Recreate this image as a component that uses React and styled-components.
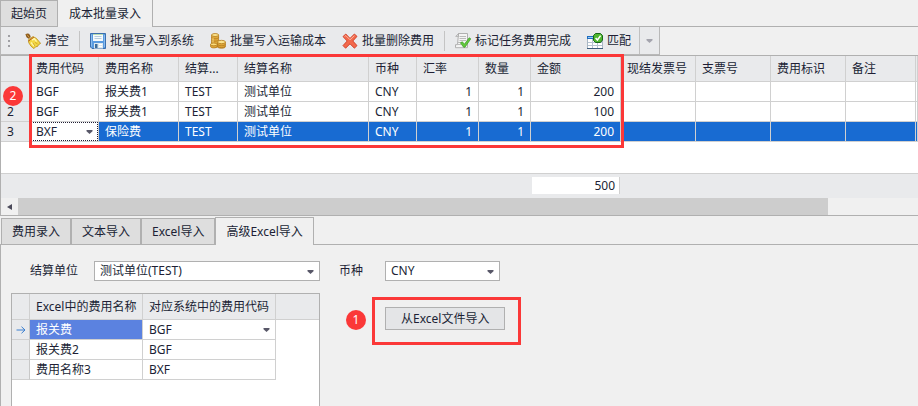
import React, {useState} from 'react'
import styled, {createGlobalStyle} from 'styled-components'

const GlobalStyle = createGlobalStyle`
  * {
    box-sizing: border-box;
  }
  body {
    margin: 0;
    background: #f0f0f0;
    color: #201f35;
    font-family: 'Noto Sans', 'Noto Sans CJK SC', sans-serif;
    font-size: 12px;
    line-height: 18px;
  }
  button,
  select {
    margin: 0;
    color: inherit;
    font: inherit;
  }
`

const Page = styled.main`
  display: flex;
  flex-direction: column;
  height: 100vh;
  overflow: hidden;
`

// tabs
const TopTabs = styled.div`
  display: flex;
  height: 27px;
  border-bottom: 1px solid #b0b0b0;
`
const TopTab = styled.button`
  padding: 0 11px;
  border: 0;
  border-right: 1px solid #b0b0b0;
  background: #f0f0f0;
  white-space: nowrap;
  ${props =>
    props.$active
      ? 'margin-bottom: -1px;'
      : `
    padding: 0 10px;
    border-left: 1px solid #b0b0b0;
    border-top: 1px solid #b0b0b0;
    background: #dedede;
  `}
`
const BottomTabs = styled.div`
  display: flex;
  align-items: flex-end;
  height: 29px;
  padding-left: 1px;
  border-bottom: 1px solid #b0b0b0;
`
const BottomTab = styled.button`
  height: ${props => (props.$active ? '28px' : '26px')};
  margin-bottom: ${props => (props.$active ? '-1px' : '0')};
  padding: 0 10px;
  border: 1px solid #b0b0b0;
  border-bottom: 0;
  background: ${props => (props.$active ? '#f0f0f0' : '#dedede')};
  white-space: nowrap;
`

// toolbar
const Toolbar = styled.div`
  display: flex;
  align-self: flex-start;
  height: 28px;
  border: 1px solid #b8b8b8;
  border-top: 0;
  background: #e9eaec;
`
const Grip = styled.span`
  display: flex;
  flex-direction: column;
  justify-content: center;
  gap: 3px;
  width: 16px;
  padding-left: 7px;
  &::before,
  &::after {
    content: '';
  }
  &::before,
  &::after,
  i {
    width: 2px;
    height: 2px;
    background: #a0a0a4;
  }
`
const ToolButton = styled.button`
  display: flex;
  align-items: center;
  gap: 4px;
  padding: 0 8px;
  border: 0;
  background: transparent;
  white-space: nowrap;
`
const Separator = styled.span`
  width: 1px;
  margin: 4px 2px 3px;
  background: #c4c4c4;
`
const MoreButton = styled.button`
  display: flex;
  align-items: center;
  justify-content: center;
  width: 20px;
  padding: 0;
  border: 0;
  border-left: 1px solid #c0c0c0;
  background: transparent;
  color: #8c8c98;
`

// tables
const GridArea = styled.section`
  position: relative;
  border-top: 1px solid #b0b0b0;
  border-left: 1px solid #b0b0b0;
  border-bottom: 1px solid #b0b0b0;
  background: #fff;
`
const Table = styled.table`
  width: 100%;
  table-layout: fixed;
  border-collapse: separate;
  border-spacing: 0;
`
const Th = styled.th`
  height: 26px;
  padding: 0 0 0 6px;
  border-right: ${props => (props.$last ? '0' : '1px solid #d0d0d0')};
  border-bottom: 1px solid #d0d0d0;
  background: #e9eaec;
  font-weight: 400;
  text-align: left;
  white-space: nowrap;
`
const Td = styled.td`
  height: 20px;
  padding: ${props => (props.$flush ? '0' : '0 6px')};
  border-right: 1px solid #d0d0d0;
  border-bottom: 1px solid #d0d0d0;
  background: ${props => props.$bg || '#fff'};
  color: ${props => (props.$bg ? '#fff' : 'inherit')};
  text-align: ${props => (props.$right ? 'right' : 'left')};
  white-space: nowrap;
`
const RowHead = styled.th`
  height: 20px;
  padding: ${props => (props.$icon ? '0' : '0 0 0 6px')};
  border-right: 1px solid #c8c8c8;
  border-bottom: 1px solid #d0d0d0;
  background: #e9eaec;
  font-weight: 400;
  text-align: left;
  svg {
    display: block;
    margin: auto;
  }
`
const Blank = styled.div`
  height: 31px;
`
const Summary = styled.div`
  border-top: 1px solid #d0d0d0;
  background: #e9eaec;
`
const SummaryCell = styled.td`
  height: 24px;
  padding: 0;
`
const Total = styled.div`
  height: 17px;
  margin: 0 1px 1px;
  padding-right: 4px;
  border-right: 1px solid #d0d0d0;
  background: #fff;
  line-height: 17px;
  text-align: right;
`

// scrollbar
const ScrollBar = styled.div`
  display: flex;
  height: 17px;
  background: #f0f0f0;
`
const ScrollArrow = styled.button`
  display: flex;
  flex: none;
  align-items: center;
  justify-content: center;
  width: 17px;
  padding: 0;
  border: 0;
  background: transparent;
`
const ScrollTrack = styled.div`
  flex: 1;
`
const ScrollThumb = styled.div`
  width: 90%;
  height: 100%;
  background: #cdcdcd;
`

// drop-downs
const SelectBox = styled.div`
  position: relative;
  flex: none;
  width: ${props => props.$width || '100%'};
  height: ${props => (props.$cell ? '19px' : '20px')};
  border: ${props => (props.$cell ? '0' : '1px solid #b0b0b0')};
  outline: ${props => (props.$focus ? '1px dotted #201f35' : '0')};
  outline-offset: -1px;
  background: #fff;
  color: #201f35;
  svg {
    position: absolute;
    top: 8px;
    right: 5px;
    pointer-events: none;
  }
`
const NativeSelect = styled.select`
  display: block;
  width: 100%;
  height: 100%;
  padding: 0 18px 0 ${props => (props.$cell ? '6px' : '5px')};
  border: 0;
  outline: 0;
  appearance: none;
  background: transparent;
  line-height: 18px;
`

// import panel
const Panel = styled.section`
  display: flex;
  flex: 1;
  min-height: 0;
  padding: 16px 0 0 10px;
  border-left: 1px solid #b0b0b0;
`
const Mapping = styled.div`
  display: flex;
  flex: none;
  flex-direction: column;
  gap: 12px;
  width: 309px;
`
const Field = styled.div`
  display: flex;
  align-items: center;
  height: 20px;
  padding-left: 19px;
`
const Label = styled.label`
  width: ${props => props.$width};
`
const MappingGrid = styled.div`
  flex: 1;
  border: 1px solid #b0b0b0;
  border-bottom: 0;
  background: #fff;
`
const ImportSide = styled.div`
  display: flex;
  flex-direction: column;
  gap: 26px;
`
const ImportAction = styled.div`
  position: relative;
  align-self: flex-start;
  margin-left: 65px;
`
const ImportButton = styled.button`
  display: block;
  height: 23px;
  padding: 0 15px;
  border: 1px solid #b0b0b0;
  background: #e4e5e7;
  line-height: 20px;
  white-space: nowrap;
`

// step highlights lying over the page
const Highlight = styled.div`
  position: absolute;
  top: ${props => props.$top};
  left: ${props => props.$left};
  width: ${props => props.$width};
  height: ${props => props.$height};
  border: 3px solid #fb3838;
  pointer-events: none;
`
const Step = styled.span`
  position: absolute;
  top: ${props => props.$top};
  left: ${props => props.$left};
  width: 20px;
  height: 20px;
  border-radius: 50%;
  background: #fb3838;
  color: #fff;
  line-height: 20px;
  text-align: center;
`

const Caret = () => (
  <svg width="7" height="4" viewBox="0 0 7 4">
    <path d="M0.5 0h6v1.2L3.5 4 0.5 1.2z" fill="currentColor" opacity="0.75" />
  </svg>
)

const BroomIcon = () => (
  <svg width="16" height="16" viewBox="0 0 16 16">
    <path d="M0.4 1.2 2.2 0.4 4 0.8 5.6 3 5.3 5 3.5 5.8 1.5 4.2z" fill="#8a5a1c" />
    <path d="M2 1.6 4.4 4.6" stroke="#d49a45" strokeWidth="1" />
    <path
      d="M3.4 6.8 8 3.6 11.4 5.4 15.6 10.4 13.4 11.8 12.6 13.4 10.6 13.8 9 15.6 6 13.2 3.8 9.8z"
      fill="#f3d743"
      stroke="#b98b16"
      strokeWidth="0.8"
    />
    <path d="M7 7 9.4 5.8 11.6 8.6M6 9.6 9 13" stroke="#fff6a8" strokeWidth="1.5" fill="none" />
    <path d="M3.6 8 8.8 4.2" stroke="#b3562b" strokeWidth="1" />
    <path d="M10 9.4 12.6 11M8 10 9.8 13" stroke="#c49a20" strokeWidth="0.7" />
  </svg>
)

const SaveIcon = () => (
  <svg width="16" height="16" viewBox="0 0 16 16">
    <path d="M0.5 0.5h15v15H2L0.5 14z" fill="#5a9be0" stroke="#3b6fae" />
    <path d="M1.5 1.5v12M14.5 2v12" stroke="#8bbdf0" />
    <rect x="3" y="1" width="10" height="7" fill="#f5fafc" />
    <path d="M3 1.5h10" stroke="#b9dcb0" />
    <path d="M4.5 3.5h7M4.5 5.5h7" stroke="#b7cddd" />
    <rect x="4" y="10" width="9" height="5.5" fill="#dfe9ee" />
    <rect x="5" y="11" width="2.5" height="4" fill="#3b6b9b" />
    <path d="M9 11.5h3M9 13.5h3" stroke="#fff" />
  </svg>
)

const CoinsIcon = () => (
  <svg width="16" height="16" viewBox="0 0 16 16" stroke="#b47b1c" strokeWidth="0.8">
    <path d="M1.6 2v10.6c0 2.6 7 2.6 7 0V2z" fill="#e0a83a" />
    <path d="M1.6 4.4c0 1.8 7 1.8 7 0M1.6 6.8c0 1.8 7 1.8 7 0M1.6 9.2c0 1.8 7 1.8 7 0" fill="none" />
    <ellipse cx="5.1" cy="2" rx="3.5" ry="1.5" fill="#fbe38c" />
    <path d="M3 5v7" stroke="#fbe08a" />
    <path d="M0.6 11.4v2c0 2 6.4 2 6.4 0v-2z" fill="#e0a83a" />
    <ellipse cx="3.8" cy="11.4" rx="3.2" ry="1.4" fill="#fbdc7c" />
    <path d="M7.6 9v4.6c0 2.2 7.8 2.2 7.8 0V9z" fill="#e0a83a" />
    <path d="M7.6 11.2c0 2 7.8 2 7.8 0M7.6 13c0 2 7.8 2 7.8 0" fill="none" />
    <ellipse cx="11.5" cy="9" rx="3.9" ry="1.7" fill="#fbe38c" />
  </svg>
)

const DeleteIcon = () => (
  <svg width="16" height="16" viewBox="0 0 16 16">
    <path
      d="M1 3.6 3.8 1 8 5.4 12.4 1 15 3.4 10.8 8 15 12.6 12.4 15.2 8 10.8 3.6 15.2 1 12.6 5.2 8z"
      fill="#f2694c"
      stroke="#cf3a22"
      strokeWidth="0.9"
    />
    <path d="M2.6 3.4 3.8 2.6 8 6.8 12.4 2.6" stroke="#ffb39b" fill="none" />
  </svg>
)

const MarkIcon = () => (
  <svg width="16" height="16" viewBox="0 0 16 16">
    <path d="M3.5 0.5h9v14.2h-12v-3h2z" fill="#f4f4f4" stroke="#b0b0b0" />
    <path d="M3.5 0.5 0.7 3.4h2.8z" fill="#ddd" stroke="#a3a3a3" strokeWidth="0.7" />
    <path d="M4.5 3.5h6.5M4.5 5.5h6.5M4.5 7.5h6.5M2 9.5h5M2 11.5h4" stroke="#bbb" />
    <path
      d="M5.4 9.8 7.4 8.8 9.4 11.2 14.2 4.8 15.8 5.8 10 14.2 8.6 14.2z"
      fill="#62c93c"
      stroke="#3a9a22"
      strokeWidth="0.7"
    />
  </svg>
)

const MatchIcon = () => (
  <svg width="16" height="16" viewBox="0 0 16 16">
    <rect x="0.5" y="3.5" width="15" height="12" fill="#fff" stroke="#a9b7c4" />
    <path d="M0 3h8v3H0z" fill="#1c6cc0" />
    <path d="M1 4h5v1H1z" fill="#9ccaf1" />
    <path d="M1 9.5h14M1 12.5h14M5.5 6v9M10.5 9v6" stroke="#b6c3d0" />
    <path d="M0 15.5h16" stroke="#3d5c7c" />
    <path d="M8.5 0.5h5L15.5 2.5v4.5L13.5 9.5h-5L6.5 7.5v-5z" fill="#50b72f" stroke="#17661a" />
    <path d="M8.6 5 10.4 7 13.6 2.6" fill="none" stroke="#fff" strokeWidth="1.5" />
  </svg>
)

const RowArrow = () => (
  <svg width="10" height="8" viewBox="0 0 10 8" fill="none" stroke="#3b7fd0">
    <path d="M0.5 4H9M5.5 0.7 9 4 5.5 7.3" />
  </svg>
)

const Dropdown = ({id, label, options, width, cell, focus}) => (
  <SelectBox $width={width} $cell={cell} $focus={focus}>
    <NativeSelect id={id} aria-label={label} $cell={cell}>
      {options.map(option => <option key={option}>{option}</option>)}
    </NativeSelect>
    <Caret />
  </SelectBox>
)

const costColumns = [
  {title: '费用代码', key: 'code', width: 69},
  {title: '费用名称', key: 'name', width: 80},
  {title: '结算...', key: 'unitCode', width: 59},
  {title: '结算名称', key: 'unitName', width: 131},
  {title: '币种', key: 'currency', width: 48},
  {title: '汇率', key: 'rate', width: 62, right: true},
  {title: '数量', key: 'count', width: 52, right: true},
  {title: '金额', key: 'amount', width: 90, right: true},
  {title: '现结发票号', key: 'invoice', width: 75},
  {title: '支票号', key: 'cheque', width: 75},
  {title: '费用标识', key: 'mark', width: 75},
  {title: '备注', key: 'remark', width: 70},
  {title: '', key: 'rest'}
]

const unit = {unitCode: 'TEST', unitName: '测试单位', currency: 'CNY', rate: 1, count: 1}
const costs = [
  {...unit, code: 'BGF', name: '报关费1', amount: 200},
  {...unit, code: 'BGF', name: '报关费1', amount: 100},
  {...unit, code: 'BXF', name: '保险费', amount: 200}
]
const total = costs.reduce((sum, row) => sum + row.amount, 0)

const mappings = [
  {name: '报关费', code: 'BGF'},
  {name: '报关费2', code: 'BGF'},
  {name: '费用名称3', code: 'BXF'}
]

const CostCols = () => (
  <colgroup>
    <col width="29" />
    {costColumns.map(column => <col key={column.key} width={column.width} />)}
  </colgroup>
)

const CostGrid = () => {
  const selected = costs.length - 1
  return (
    <GridArea>
      <Table>
        <CostCols />
        <thead>
          <tr>
            <Th />
            {costColumns.map(column => <Th key={column.key}>{column.title}</Th>)}
          </tr>
        </thead>
        <tbody>
          {costs.map((row, index) => (
            <tr key={index}>
              {/* the first number sits under the step badge */}
              <RowHead>{index > 0 && index + 1}</RowHead>
              {costColumns.map(column => {
                if (index === selected && column.key === 'code') {
                  return (
                    <Td key={column.key} $flush>
                      <Dropdown label="费用代码" options={['BXF', 'BGF']} cell focus />
                    </Td>
                  )
                }
                return (
                  <Td
                    key={column.key}
                    $right={column.right}
                    $bg={index === selected ? '#186bd2' : undefined}
                  >
                    {row[column.key]}
                  </Td>
                )
              })}
            </tr>
          ))}
        </tbody>
      </Table>
      <Blank />
      <Summary>
        <Table>
          <CostCols />
          <tbody>
            <tr>
              <SummaryCell colSpan={8} />
              <SummaryCell>
                <Total>{total}</Total>
              </SummaryCell>
              <SummaryCell colSpan={5} />
            </tr>
          </tbody>
        </Table>
      </Summary>
      <ScrollBar>
        <ScrollArrow aria-label="向左滚动">
          <svg width="5" height="6" viewBox="0 0 5 6">
            <path d="M5 0v6L0 3z" fill="#4b4a5a" />
          </svg>
        </ScrollArrow>
        <ScrollTrack>
          <ScrollThumb />
        </ScrollTrack>
      </ScrollBar>
      <Highlight $top="-2px" $left="28px" $width="595px" $height="94px" />
      <Step $top="30px" $left="2px">2</Step>
    </GridArea>
  )
}

const topTabs = ['起始页', '成本批量录入']
const bottomTabs = ['费用录入', '文本导入', 'Excel导入', '高级Excel导入']

const App = () => {
  const [topTab, setTopTab] = useState(topTabs[1])
  const [bottomTab, setBottomTab] = useState(bottomTabs[3])

  return (
    <Page>
      <GlobalStyle />
      <TopTabs role="tablist">
        {topTabs.map(tab => (
          <TopTab
            key={tab}
            role="tab"
            aria-selected={tab === topTab}
            $active={tab === topTab}
            onClick={() => setTopTab(tab)}
          >
            {tab}
          </TopTab>
        ))}
      </TopTabs>
      <Toolbar role="toolbar">
        <Grip>
          <i />
        </Grip>
        <ToolButton>
          <BroomIcon />清空
        </ToolButton>
        <Separator />
        <ToolButton>
          <SaveIcon />批量写入到系统
        </ToolButton>
        <ToolButton>
          <CoinsIcon />批量写入运输成本
        </ToolButton>
        <ToolButton>
          <DeleteIcon />批量删除费用
        </ToolButton>
        <Separator />
        <ToolButton>
          <MarkIcon />标记任务费用完成
        </ToolButton>
        <ToolButton>
          <MatchIcon />匹配
        </ToolButton>
        <MoreButton aria-label="更多">
          <Caret />
        </MoreButton>
      </Toolbar>
      <CostGrid />
      <BottomTabs role="tablist">
        {bottomTabs.map(tab => (
          <BottomTab
            key={tab}
            role="tab"
            aria-selected={tab === bottomTab}
            $active={tab === bottomTab}
            onClick={() => setBottomTab(tab)}
          >
            {tab}
          </BottomTab>
        ))}
      </BottomTabs>
      <Panel>
        <Mapping>
          <Field>
            <Label htmlFor="unit" $width="64px">结算单位</Label>
            <Dropdown id="unit" options={['测试单位(TEST)']} width="226px" />
          </Field>
          <MappingGrid>
            <Table>
              <colgroup>
                <col width="18" />
                <col width="113" />
                <col width="133" />
                <col />
              </colgroup>
              <thead>
                <tr>
                  <Th />
                  <Th>Excel中的费用名称</Th>
                  <Th>对应系统中的费用代码</Th>
                  <Th $last />
                </tr>
              </thead>
              <tbody>
                {mappings.map((row, index) => (
                  <tr key={row.name}>
                    <RowHead $icon>{index === 0 && <RowArrow />}</RowHead>
                    <Td $bg={index === 0 ? '#5b82e0' : undefined}>{row.name}</Td>
                    {index === 0 ? (
                      <Td $flush>
                        <Dropdown label="对应系统中的费用代码" options={['BGF', 'BXF']} cell />
                      </Td>
                    ) : (
                      <Td>{row.code}</Td>
                    )}
                  </tr>
                ))}
              </tbody>
            </Table>
          </MappingGrid>
        </Mapping>
        <ImportSide>
          <Field>
            <Label htmlFor="currency" $width="46px">币种</Label>
            <Dropdown id="currency" options={['CNY']} width="115px" />
          </Field>
          <ImportAction>
            <ImportButton>从Excel文件导入</ImportButton>
            <Highlight $top="-10px" $left="-13px" $width="149px" $height="48px" />
            <Step $top="3px" $left="-39px">1</Step>
          </ImportAction>
        </ImportSide>
      </Panel>
    </Page>
  )
}

export default App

^^^^

- [Exercise goal] Lines that hold "React" are the ones to copy; find all of them.

- [Result]
Recreate this image as a component that uses React and styled-components.
import React, {useState} from 'react'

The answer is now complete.